What the law is and what is actually Constitutional are not necessarily the same.”Protected classifications” are one tool that the law uses to ensure constitutional protections. They are not mentioned in the constitution, and if they currently aren’t up to providing for equal protection, the the law must be amended in some way to provide equal protection. In my view, the 14th amendment requires that laws treat all individuals the same, without regard to arbitrary differences in disposition. That is equal protection – that is what is required. Jurisprudence hasn’t recognized this yet? Then its time to get shaking. Not that legislatures should wait for “activist judges” to set precedent or make demands before they provide equal protection – they should move now.
The possible arguments include two classes. The first class will assert that civil marriage is not a religious institution, and therefore it need not be defined in religious terms. The second class of arguments will propse that there is a fundamental (non-arbitrary) difference between a polygamous relationship and the type of relationship that the law currently recognizes. This is a difficult argument to make – I’m not sure that I could successfully argue against some form of recognition of polygamy on this basis. Actually, I don’t even care to. It is more important to me to advocate for rights for a class that I know is due them, than to argue against rights for a class that I believe may not be due them. The third class of argument would be pragmatic: marriage laws that protect a married couple come at a cost to both business and society. That cost would be increased by extending them to a trio or quartet. Finally, I must reiterate… equal protection requires gay marriage or no civil marriage. If it turns out that it also requires polygamous marriage, then that is a reason to recognize polygamous marriage – not a reason to pretend that it doesn’t require gay marriage.

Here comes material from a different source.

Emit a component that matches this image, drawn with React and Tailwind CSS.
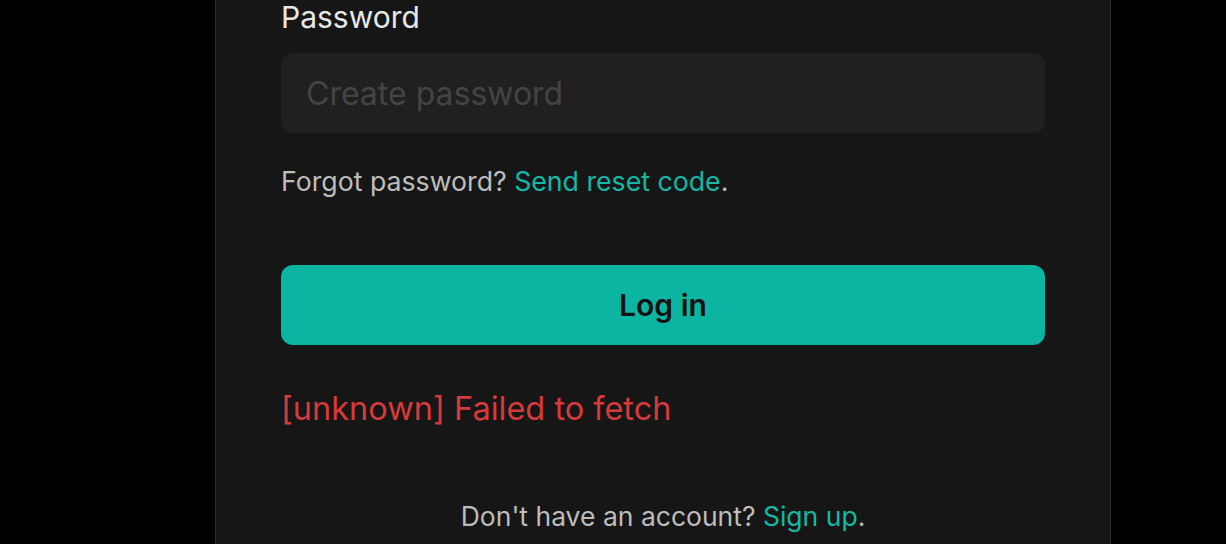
import React from "react";

export default function App() {
  return (
    <div
      className="min-h-[544px] bg-black flex pl-[215px] overflow-hidden"
      style={{ fontFamily: "Inter, 'Noto Sans', sans-serif" }}
    >
      <div className="w-[896px] min-h-[600px] bg-[#161616] border-x border-[#2e2e2e] px-[65px]">
        <label className="block text-[30px] leading-[34px] text-[#e8e8e8]">Password</label>
        <input
          type="password"
          placeholder="Create password"
          className="mt-[19px] w-full h-[80px] rounded-xl bg-[#202020] px-[25px] text-[32px] text-[#e8e8e8] placeholder:text-[#444444] outline-none"
        />
        <p className="mt-[31px] text-[26.7px] leading-[34px] text-[#bdbdbd]">
          Forgot password? <a className="text-[#14b8a6]">Send reset code</a>.
        </p>
        <button className="mt-[67px] w-full h-[80px] rounded-xl bg-[#0bb5a2] text-[30px] font-semibold text-[#111111]">
          Log in
        </button>
        <p className="mt-[47px] text-[32.5px] leading-[34px] text-[#d63a3b]">[unknown] Failed to fetch</p>
        <p className="mt-[73px] text-center text-[26.5px] leading-[34px] text-[#bdbdbd]">
          Don't have an account? <a className="text-[#14b8a6]">Sign up</a>.
        </p>
      </div>
    </div>
  );
}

Well, I could argue about “historical” roles for marriage being different from what you propose, since there have been a diversity of “historical” roles for marriage. On the other hand, most of history took place at time we call the “past”, and we aren’t morally bound to tie all of our ethical thinking to historical mores or norms. So I won’t argue that. On the other hand, I will argue that my marriage (and the post-menopausal marriage I suggested) are cases in point of a more general statement: our society would not tolerate legal obstacles to marriage for people who cannot naturally reproduce. You and I both know that this is true. So, the argument that marriage is “for” reproduction fails, because under that view it would be unobjectionable to erect legal barriers to non-reproductive marriage.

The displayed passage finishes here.